Recipe: Using ''/scratch''

This recipe shows how to run Gaussian09 using /scratch for temporary files:

#!/bin/bash
#SBATCH -p fat
#SBATCH -N 1
#SBATCH -n 64
#SBATCH -C scratch
#SBATCH -t 1-00:00:00

export g09root="/usr/product/gaussian"
. $g09root/g09/bsd/g09.profile

mkdir -p /scratch/${USER}
MYSCRATCH=`mktemp -d /scratch/${USER}/g09.XXXXXXXX`
export GAUSS_SCRDIR=${MYSCRATCH}

g09 myjob.com myjob.log
 
rm -rf $MYSCRATCH


Using ''/scratch2''

Currently the latest nodes do NOT have an access to /scratch. They have an access only to shared /scratch2.

If you use scratch space only for storing temporary data, and do not need to access data stored previously, you can request /scratch or /scratch2:

#SBATCH -C "scratch|scratch2"

For that case /scratch2 is linked to /scratch on the latest nodes. You can just use /scratch/${USERID} for the temporary data (don't forget to create it on /scratch2). On the latest nodes data will then be stored in /scratch2 via the mentioned symlink.

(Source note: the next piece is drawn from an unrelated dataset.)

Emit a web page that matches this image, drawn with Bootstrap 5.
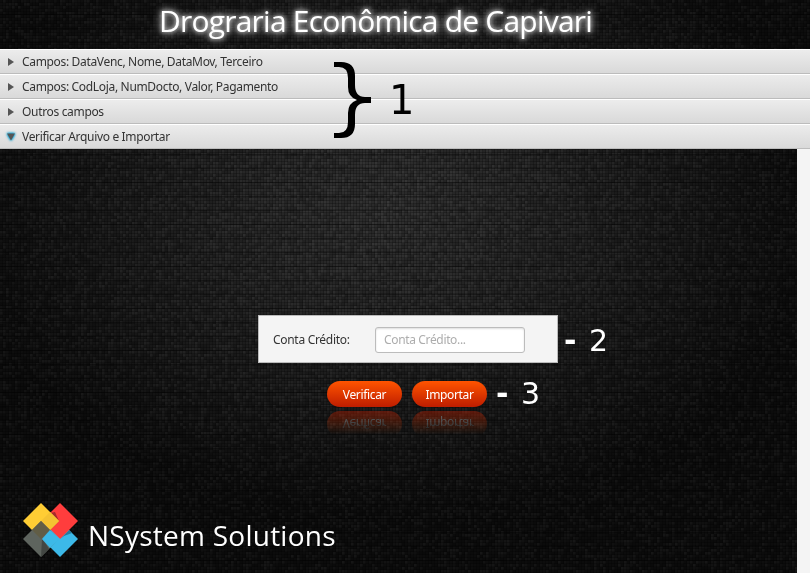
<!DOCTYPE html>
<html lang="pt-BR">
<head>
<meta charset="utf-8">
<title>Drograria Econômica de Capivari</title>
<link href="https://cdn.jsdelivr.net/npm/bootstrap@5.3.0/dist/css/bootstrap.min.css" rel="stylesheet">
<style>
body{width:810px;height:573px;background:#0b0b0b;font:12px/18px "Noto Sans","Open Sans",sans-serif;color:#333}
.app{width:810px;height:573px;isolation:isolate;background:radial-gradient(ellipse 430px 310px at 390px 205px,#303030 0,#282828 30%,#1b1b1b 65%,#0d0d0d 100%)}
.weave{left:0;top:0;z-index:-1}
.title-bar{height:49px}
.title-bar h1{font:30px/40px "Open Sans",sans-serif;letter-spacing:-.78px;color:#fff;text-shadow:0 0 4px #ddd,0 0 8px #aaa,0 0 10px #777;margin:1px 0 0 159px;white-space:nowrap}
.fold{height:25px;border:0;border-top:1px solid #fff;border-bottom:1px solid #bcbcbc;background:linear-gradient(#ececec,#d9d9d9);padding:0 0 0 6px;color:#333;text-align:left;letter-spacing:-.33px}
.fold svg{width:12px;height:12px;margin-right:4px;overflow:visible}
.fold.opened svg{filter:drop-shadow(0 0 1px #039ed3) drop-shadow(0 0 1px #039ed3);margin-left:-1px;margin-right:5px}
.side{width:13px;background:#f4f4f4}
.note{font-family:"DejaVu Sans",sans-serif;white-space:pre;z-index:2}
.n1{left:389px;top:80px;font-size:40px;line-height:40px;color:#000}
.brace{left:333px;top:61px;z-index:2}
.n2,.n3{color:#fff;font-size:30px;line-height:30px;word-spacing:3px}
.n2{left:564px;top:326px}
.n3{left:496px;top:379px}
.panel{width:300px;height:48px;margin:166px 0 0 258px;background:#f4f4f4;border:1px solid #bbb;padding:1px 0 0 14px}
.panel label{width:102px;letter-spacing:-.3px}
.panel input{width:150px;height:26px;border:1px solid #bcbcbc;border-radius:3px;padding:0 8px;font-size:12px;letter-spacing:-.35px;background:#fff;box-shadow:inset 0 1px 2px #ddd}
.panel input::placeholder{color:#adadad;opacity:1}
.actions{margin:18px 0 0 327px;gap:10px}
.pill{width:75px;height:26px;border:0;border-radius:13px;background:linear-gradient(#ff5400,#be1d00);color:#fff;font-size:12px;line-height:27px;letter-spacing:-.35px;padding:0;-webkit-box-reflect:below 4px linear-gradient(transparent 10%,rgba(0,0,0,.42))}
.brand{margin:95px 0 0 22px;color:#fff;font:28px/38px "Open Sans",sans-serif;letter-spacing:.25px}
.brand svg{margin-right:10px}
.brand span{padding-top:10px}
</style>
<script src="https://cdn.jsdelivr.net/npm/bootstrap@5.3.0/dist/js/bootstrap.bundle.min.js"></script>
</head>
<body class="m-0 overflow-hidden">
<main class="app position-relative d-flex flex-column overflow-hidden">
<canvas class="weave position-absolute" width="810" height="573"></canvas>
<header class="title-bar"><h1>Drograria Econômica de Capivari</h1></header>
<nav class="d-flex flex-column">
<button class="fold d-flex align-items-center"><svg viewBox="0 0 12 12"><path d="M2 2v8l6-4z" fill="#555"/></svg>Campos: DataVenc, Nome, DataMov, Terceiro</button>
<button class="fold d-flex align-items-center"><svg viewBox="0 0 12 12"><path d="M2 2v8l6-4z" fill="#555"/></svg>Campos: CodLoja, NumDocto, Valor, Pagamento</button>
<button class="fold d-flex align-items-center"><svg viewBox="0 0 12 12"><path d="M2 2v8l6-4z" fill="#555"/></svg>Outros campos</button>
<button class="fold opened d-flex align-items-center"><svg viewBox="0 0 12 12"><path d="M2 2.500h8l-4 7z" fill="#555"/></svg>Verificar Arquivo e Importar</button>
</nav>
<svg class="brace position-absolute" width="39" height="78" viewBox="0 0 39 78"><path d="M1 1H8Q22 1 22 15V24Q22 36 32 36H38V42H32Q22 42 22 54V63Q22 77 8 77H1V72H6Q15 72 15 61V52Q15 42 24 39Q15 36 15 26V17Q15 6 6 6H1Z"/></svg>
<div class="note n1 position-absolute">1</div>
<div class="d-flex flex-grow-1">
<section class="flex-grow-1">
<div class="panel d-flex align-items-center"><label for="conta">Conta Crédito:</label><input id="conta" placeholder="Conta Crédito..."></div>
<div class="actions d-flex"><button class="pill">Verificar</button><button class="pill">Importar</button></div>
<div class="brand d-flex align-items-center"><svg width="56" height="56" viewBox="0 0 56 56"><path d="M38 19 56 37 38 55 20 37z" fill="#3cb9e8"/><path d="M47 28 50 31 42 34 38 37z" fill="#287b9d"/><path d="M38 1 56 19 38 37 20 19z" fill="#ff3d3d"/><path d="M28 11 33 10 37 19 28 28z" fill="#a52b2b"/><path d="M19 1 37 19 28 28 19 37 1 19z" fill="#ffcd34"/><path d="M28 10 37 19 28 28 19 19z" fill="#f4c232"/><path d="M19 19 37 37 19 55 1 37z" fill="#5e645e"/><path d="M19 19 28 28 19 37 10 28z" fill="#615d46"/><path d="M20 37 24 42 27 47 19 55z" fill="#434743"/><path d="M28 28 38 37 28 46 20 37z" fill="#3cb9e8"/></svg><span>NSystem Solutions</span></div>
</section>
<aside class="side"></aside>
</div>
<div class="note n2 position-absolute"><b>-</b> 2</div>
<div class="note n3 position-absolute"><b>-</b> 3</div>
</main>
<script>
const g=document.querySelector('.weave').getContext('2d');
let seed=7;
const rnd=()=>(seed=(seed*16807)%2147483647)/2147483647;
for(let y=0;y<573;y+=3)for(let x=0;x<810;x+=3){
  const v=rnd();
  g.fillStyle=v<.5?`rgba(0,0,0,${v*.4})`:`rgba(255,255,255,${(v-.5)*.08})`;
  g.fillRect(x,y,3,3);
}
g.fillStyle='rgba(0,0,0,.22)';
for(let x=2;x<810;x+=3)g.fillRect(x,0,1,573);
for(let y=2;y<573;y+=3)g.fillRect(0,y,810,1);
g.fillStyle='rgba(0,0,0,.35)';
for(let y=14;y<573;y+=14)g.fillRect(0,y,810,1);
</script>
</body>
</html>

Interactive session on the nodes

As stated before, sbatch is used to submit jobs to the cluster, but there is also srun command wich can be used to execute a task directly on the allocated nodes. That command is helpful to start interactive session on the node. You can use interactive session to avoid running large tests on the frontend (a good idea!) you can get an interactive session (with the bash shell) on one of the medium nodes with

srun --pty -p medium -N 1 -n 16 /bin/bash


--pty requests support for an interactive shell, and -p medium the corresponding partition. -n 16 ensures that you 16 cores on the node. You will get a shell prompt, as soon as a suitable node becomes available. Single thread, non-interactive jobs can be run with

srun -p medium ./myexecutable

GPU selection

In order to use a GPU you should submit your job to the gpu partition, and request GPU count and optionally the model. CPUs of the nodes in gpu partition are evenly distributed for every GPU. So if you are requesting a single GPU on the node with 20 cores, you will get 5 cores reserved exclusively for you, the same is with memory. So for example, if you want 2 GPUs of model Nvidia GeForce GTX 1080, you can submit a job script with the following flags:

#SBATCH -p gpu
#SBATCH --gres=gpu:gtx1080:2

You can also omit the model selection, here is an example of selecting 1 GPU of any available model:

#SBATCH -p gpu
#SBATCH --gres=gpu:1

Currently we have several generations of NVidia GPUs in the cluster, namely:

gtx1080 : GeForce GTX 1080 
gtx980  : GeForce GTX 980
k40     : Nvidia Tesla k40

Most GPUs are commodity graphics cards, and only provide good performance for single precision calculations. If you need double precision performance, or error correcting memory (ECC RAM), you can select the Tesla GPUs with

#SBATCH -p gpu
#SBATCH --gres=gpu:k40:2

Our Tesla K40 are of the Kepler generation.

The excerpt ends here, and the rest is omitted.